AURORA | Ernie Clark — the affable ex-cop behind Aurora’s nonprofit Second Chance Bicycle Shop — died Wednesday evening following a “medical episode,” according to his family. He was 66.
Ernie was born and raised in Elizabeth, New Jersey. He fell in love with his wife, Faith, and the mountains of Colorado nearly 50 years ago, and eventually left his job as a New Jersey police officer to move to the Centennial State.
He leaves behind a decades-long legacy of helping thousands of people by providing bicycles to young children, homeless people and others in need.
Ernie accomplished all of this despite having to pick up and move his shop several times. Most recently, the redevelopment of the East Bank Shopping Center in southwest Aurora forced the shop to close its doors in October.
Betty Clark said her father lived for the thank-you cards he received from elementary school children grateful for the free bikes they received through his shop. Whenever her dad met one of her friends, Betty said, he would ask if they had a child, so he could ask if their child owned a bike.
Even after undergoing surgery to remove a mass on his kidneys in July, Ernie was eager to keep up with the requests of schools and Aurorans desperate for a set of wheels.
“He might as well have had the middle name ‘bicycle,’ because he truly lived it,” Betty said. “This man spent his days when he wasn’t at the shop answering his phone and talking to people every day. He couldn’t not answer it at dinner. He wouldn’t let it go to voicemail.”
She said she believed the stress of having to find a new space and relocate the shop’s massive inventory of bikes contributed to her father’s death.
Ernie was also a rock for his family, supporting Faith in her battle against cancer, despite his own medical problems, which included neuropathy that made it difficult to stand on his feet.
Betty has followed in her dad’s footsteps as a police officer, working in the Lakewood Police Department’s Crimes Against Children Unit.
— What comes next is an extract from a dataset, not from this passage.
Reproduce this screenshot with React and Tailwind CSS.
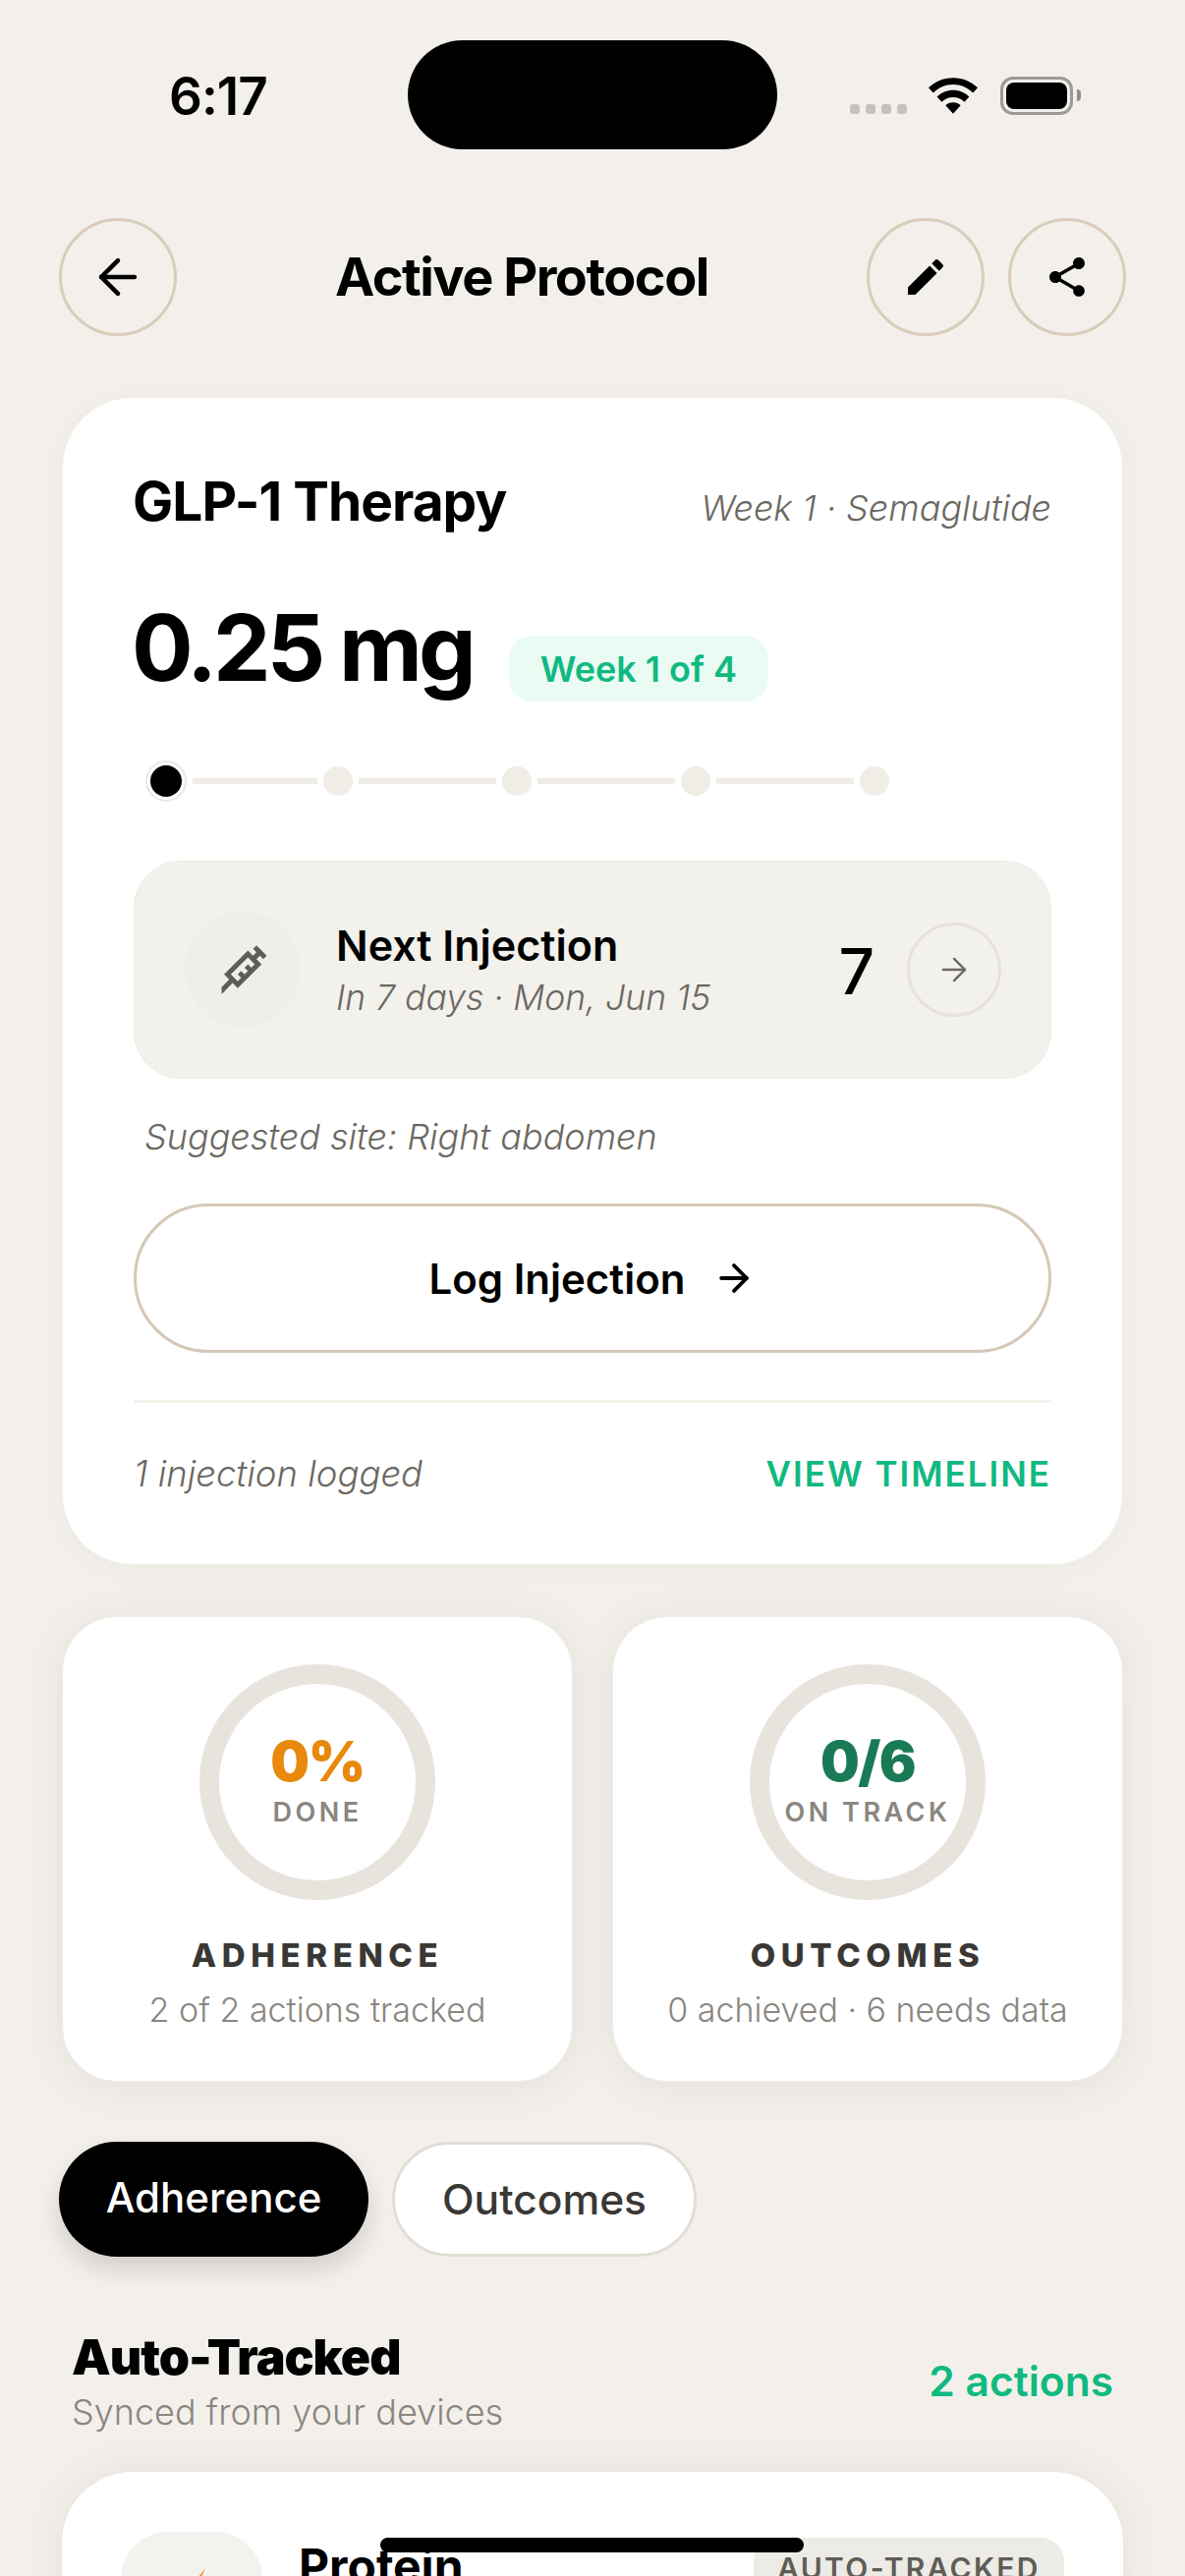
import React from 'react';
import { ArrowLeft, ArrowRight } from 'lucide-react';

const inter = "font-['Inter',sans-serif]";

const Ring = ({ value, label, color }) => (
  <div className="w-[240px] h-[240px] rounded-full border-[20px] border-[#e8e4dd] flex flex-col items-center justify-center">
    <div className={`text-[56px] leading-[60px] font-black tracking-[-1.5px] mt-[-4px] ${color}`}>{value}</div>
    <div className="text-[27px] leading-[32px] font-semibold tracking-[3.5px] text-[#8a8680] mt-[6px] whitespace-nowrap">{label}</div>
  </div>
);

const StatCard = ({ value, label, color, title, sub }) => (
  <div className="flex-1 h-[474px] bg-white rounded-[56px] border border-[#f0ede7] shadow-[0_4px_40px_rgba(120,110,90,0.12)] flex flex-col items-center pt-[48px]">
    <Ring value={value} label={label} color={color} />
    <div className="mt-[36px] text-[33px] leading-[40px] font-extrabold tracking-[5.6px] text-[#3a3835]">{title}</div>
    <div className="mt-[16px] text-[34px] leading-[40px] font-light text-[#8a8680] whitespace-nowrap">{sub}</div>
  </div>
);

const StepDot = ({ active }) =>
  active ? (
    <div className="w-[42px] h-[42px] rounded-full border-2 border-[#ebe8e2] flex items-center justify-center shrink-0">
      <div className="w-[32px] h-[32px] rounded-full bg-black" />
    </div>
  ) : (
    <div className="w-[30px] h-[30px] rounded-full bg-[#f0ede7] shrink-0" />
  );

const StepLine = ({ first }) => (
  <div className={first ? 'w-[127px] h-[6px] bg-[#f0ede7] mx-[6px] shrink-0' : 'w-[140px] h-[6px] bg-[#f0ede7] mx-[6px] shrink-0'} />
);

const IconButton = ({ children }) => (
  <button className="w-[120px] h-[120px] rounded-full border-[3px] border-[#d9ccb9] flex items-center justify-center text-black">
    {children}
  </button>
);

export default function App() {
  return (
    <div className={`w-[1206px] h-[2622px] overflow-hidden bg-[#f3f0eb] relative ${inter}`}>
      {/* status bar */}
      <div className="h-[222px] relative">
        <div className="absolute left-[172px] top-[66px] text-[53px] leading-[64px] font-semibold text-black tracking-[-1px]">6:17</div>
        <div className="absolute left-[415px] top-[41px] w-[376px] h-[111px] rounded-full bg-black" />
        <div className="absolute left-[865px] top-[106px] flex gap-[6px]">
          {[0, 1, 2, 3].map((i) => (
            <div key={i} className="w-[10px] h-[10px] rounded-[3px] bg-[#c4c2be]" />
          ))}
        </div>
        <svg className="absolute left-[944px] top-[79px]" width="52" height="37" viewBox="0 0 54 38" fill="black">
          <path d="M27 0C16.5 0 7.5 4 1 10.5l5 5.5C11.5 10.500 19 7 27 7s15.500 3.500 21 9l5-5.500C46.500 4 37.500 0 27 0z" />
          <path d="M27 13c-6.500 0-12.500 2.500-17 7l5 5.500c3-3 7.500-5 12-5s9 2 12 5l5-5.500c-4.500-4.500-10.500-7-17-7z" />
          <path d="M27 26c-3.200 0-6 1.200-8 3.200L27 38l8-8.800C33 27.200 30.200 26 27 26z" />
        </svg>
        <div className="absolute left-[1018px] top-[78px] w-[74px] h-[39px] rounded-[13px] border-[3px] border-[#9c9a95] p-[3px]">
          <div className="w-full h-full rounded-[8px] bg-black" />
        </div>
        <div className="absolute left-[1096px] top-[91px] w-[4px] h-[12px] rounded-r-full bg-[#8f8d88]" />
      </div>

      {/* header */}
      <div className="flex items-center pl-[60px] pr-[60px]">
        <IconButton><ArrowLeft size={58} strokeWidth={1.9} /></IconButton>
        <div className="flex-1 text-center text-[54px] leading-[68px] font-bold tracking-[-1.5px] text-black">Active Protocol</div>
        <div className="flex gap-[24px]">
          <IconButton>
            <svg width="48" height="48" viewBox="0 0 24 24" fill="black">
              <path d="M3 17.250V21h3.750L17.810 9.940l-3.750-3.750L3 17.250zM20.710 7.040a1 1 0 0 0 0-1.410l-2.340-2.340a1 1 0 0 0-1.410 0l-1.830 1.830 3.750 3.750 1.830-1.830z" />
            </svg>
          </IconButton>
          <IconButton>
            <svg width="48" height="48" viewBox="0 0 24 24" fill="black">
              <path d="M18 16.080c-.760 0-1.440.300-1.960.770L8.910 12.700c.050-.230.090-.460.090-.700s-.040-.470-.090-.700l7.050-4.110c.540.500 1.250.810 2.040.810 1.660 0 3-1.340 3-3s-1.340-3-3-3-3 1.340-3 3c0 .240.040.470.090.700L8.040 9.810C7.500 9.310 6.790 9 6 9c-1.660 0-3 1.340-3 3s1.340 3 3 3c.790 0 1.500-.310 2.040-.810l7.120 4.160c-.050.210-.080.430-.080.650 0 1.610 1.310 2.920 2.920 2.920s2.920-1.310 2.920-2.920-1.310-2.920-2.920-2.920z" />
            </svg>
          </IconButton>
        </div>
      </div>

      {/* protocol card */}
      <div className="mx-[63px] mt-[62px] h-[1189px] bg-white rounded-[72px] border border-[#f3f0ea] shadow-[0_4px_24px_rgba(120,110,90,0.05)] px-[72px] pt-[73px]">
        <div className="flex items-center justify-between">
          <div className="-ml-[1px] text-[55px] leading-[64px] font-bold tracking-[-1px] text-black">GLP-1 Therapy</div>
          <div className="mt-[14px] text-[36px] leading-[48px] font-light italic text-[#6b6862]">Week 1 · Semaglutide</div>
        </div>
        <div className="flex items-center h-[104px] mt-[65px]">
          <div className="-ml-[2px] text-[93px] leading-[104px] font-bold tracking-[-4px] text-black">0.25 mg</div>
          <div className="ml-[37px] mt-[43px] h-[67px] px-[32px] rounded-[24px] bg-[#e9fbf3] flex items-center text-[36px] font-semibold text-[#10b981]">Week 1 of 4</div>
        </div>
        <div className="flex items-center mt-[63px] pl-[12px]">
          <StepDot active />
          <StepLine first />
          <StepDot />
          <StepLine />
          <StepDot />
          <StepLine />
          <StepDot />
          <StepLine />
          <StepDot />
        </div>

        <div className="mt-[60px] h-[222px] rounded-[48px] bg-[#f3f1eb] border border-[#efece6] flex items-center pl-[51px] pr-[50px]">
          <div className="w-[118px] h-[118px] rounded-full bg-[#f0eee8] flex items-center justify-center">
            <svg width="59" height="59" viewBox="0 0 24 24" fill="#5f5d57">
              <path d="M11.150,15.180L9.730,13.770L11.150,12.350L12.560,13.770L13.970,12.350L12.560,10.940L13.970,9.530L15.390,10.940L16.800,9.530L13.970,6.700L6.900,13.770L9.730,16.600L11.150,15.180M3.080,19L6.200,15.890L4.080,13.770L13.970,3.870L16.100,6L17.500,4.580L16.100,3.160L17.500,1.750L21.750,6L20.340,7.400L18.920,6L17.500,7.400L19.630,9.530L9.730,19.420L7.610,17.300L3.080,22V19Z" />
            </svg>
          </div>
          <div className="ml-[36px] flex-1">
            <div className="text-[43px] leading-[52px] font-semibold text-black">Next Injection</div>
            <div className="text-[35.5px] leading-[46px] font-light italic text-[#6b6862] mt-[5px]">In 7 days · Mon, Jun 15</div>
          </div>
          <div className="text-[64px] font-medium text-black mr-[33px] mt-[3px]">7</div>
          <div className="w-[96px] h-[96px] rounded-full border-[3px] border-[#e6e2da] flex items-center justify-center text-[#6b6862]">
            <ArrowRight size={38} strokeWidth={1.5} />
          </div>
        </div>

        <div className="mt-[36px] ml-[11px] text-[36px] leading-[46px] font-light italic text-[#6b6862]">Suggested site: Right abdomen</div>

        <button className="mt-[45px] w-full h-[152px] rounded-full border-[3px] border-[#d4c8b6] flex items-center justify-center text-black">
          <span className="text-[42px] font-semibold">Log Injection</span>
          <ArrowRight size={44} strokeWidth={2.1} className="ml-[28px]" />
        </button>

        <div className="mt-[48px] h-[3px] bg-[#f3f0ea]" />

        <div className="flex items-center justify-between mt-[49px]">
          <div className="text-[36.5px] leading-[46px] font-light italic text-[#6b6862]">1 injection logged</div>
          <div className="text-[35px] leading-[46px] font-semibold tracking-[2px] text-[#10b981]">VIEW TIMELINE</div>
        </div>
      </div>

      {/* stat cards */}
      <div className="flex gap-[40px] mx-[63px] mt-[52px]">
        <StatCard value="0%" label="DONE" color="text-[#e8890c]" title="ADHERENCE" sub="2 of 2 actions tracked" />
        <StatCard value="0/6" label="ON TRACK" color="text-[#1a7a56]" title="OUTCOMES" sub="0 achieved · 6 needs data" />
      </div>

      {/* tabs */}
      <div className="flex gap-[24px] ml-[60px] mt-[61px]">
        <div className="h-[117px] w-[315px] rounded-full bg-black flex items-center justify-center text-[42px] font-medium text-white pb-[4px] shadow-[0_12px_24px_rgba(0,0,0,0.14)]">Adherence</div>
        <div className="h-[117px] w-[310px] rounded-full bg-white border-[3px] border-[#e2ddd4] flex items-center justify-center text-[42.5px] font-medium text-[#3a3835]">Outcomes</div>
      </div>

      {/* section header */}
      <div className="flex items-center justify-between ml-[73px] mr-[73px] mt-[72px]">
        <div>
          <div className="text-[50px] leading-[60px] font-black tracking-[-1px] text-black">Auto-Tracked</div>
          <div className="text-[36px] leading-[46px] font-light text-[#8a8680] mt-[3px]">Synced from your devices</div>
        </div>
        <div className="text-[42.5px] font-semibold text-[#10b981]">2 actions</div>
      </div>

      {/* tracked row, cut off by the viewport */}
      <div className="mx-[63px] mt-[38px] h-[300px] bg-white rounded-[72px] shadow-[0_0_40px_rgba(120,110,90,0.12)] relative">
        <div className="absolute left-[60px] top-[61px] w-[144px] h-[144px] rounded-[48px] bg-[#f3f2ee] flex items-center justify-center">
          <svg width="44" height="70" viewBox="0 0 44 70" fill="#f0a020">
            <path d="M36 0L4 40h16L10 70l30-42H24z" />
          </svg>
        </div>
        <div className="absolute left-[241px] top-[68px] text-[48px] leading-[56px] font-bold text-black">Protein</div>
        <div className="absolute right-[60px] top-[67px] h-[62px] w-[316px] rounded-[24px] bg-[#ecebe6] flex items-center justify-center text-[30px] font-semibold tracking-[2.3px] text-[#5f5d55]">AUTO-TRACKED</div>
      </div>

      {/* home indicator */}
      <div className="absolute left-[387px] top-[2583px] w-[431px] h-[15px] rounded-full bg-black" />
    </div>
  );
}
She said her father’s death made her reflect on the fact that both she and her father had committed their lives to caring for children.
In addition to his wife, Ernie is survived by their children Betty and Ernest Jr., and grandchildren Samuel and Marcus.
“He made us who we are. And he would do anything for my mom,” Betty said. “He never wanted to toot his own horn and share his pain. He just wanted to make sure everyone was taken care of.”
As news of Ernie’s death became public, city officials released statements recognizing his stature in Aurora.
“Ernie Clark gave everything to improve the lives of children, veterans and many others in our community,” wrote Councilmember Alison Coombs, whose ward includes the East Bank Shopping Center and who was involved in efforts to relocate Second Chance prior to Ernie’s death.
“He took great pride in giving so many the joy and freedom of having a bike,” she said. “He has inspired many to carry out this legacy. He will be greatly missed.”
Mayor Mike Coffman also wrote in a social media post that Ernie would “be greatly missed in Aurora” and that he had “demonstrated the value of giving back, and his passion provided purpose for those who volunteered alongside him.”
Angela Lawson, Crystal Murillo and other City Council members also acknowledged Ernie’s death at the end of the group’s Nov. 14 meeting.
Betty said the family is planning on holding a public memorial service for Ernie, and that they would release information once the details of the event are finalized.
While Ernie’s death and the East Bank redevelopment may have cast uncertainty over the future of Second Chance, Betty said she is committed to making sure her father’s legacy lives on.
“I told him, come hell or high water, we’re going to keep it going,” she said.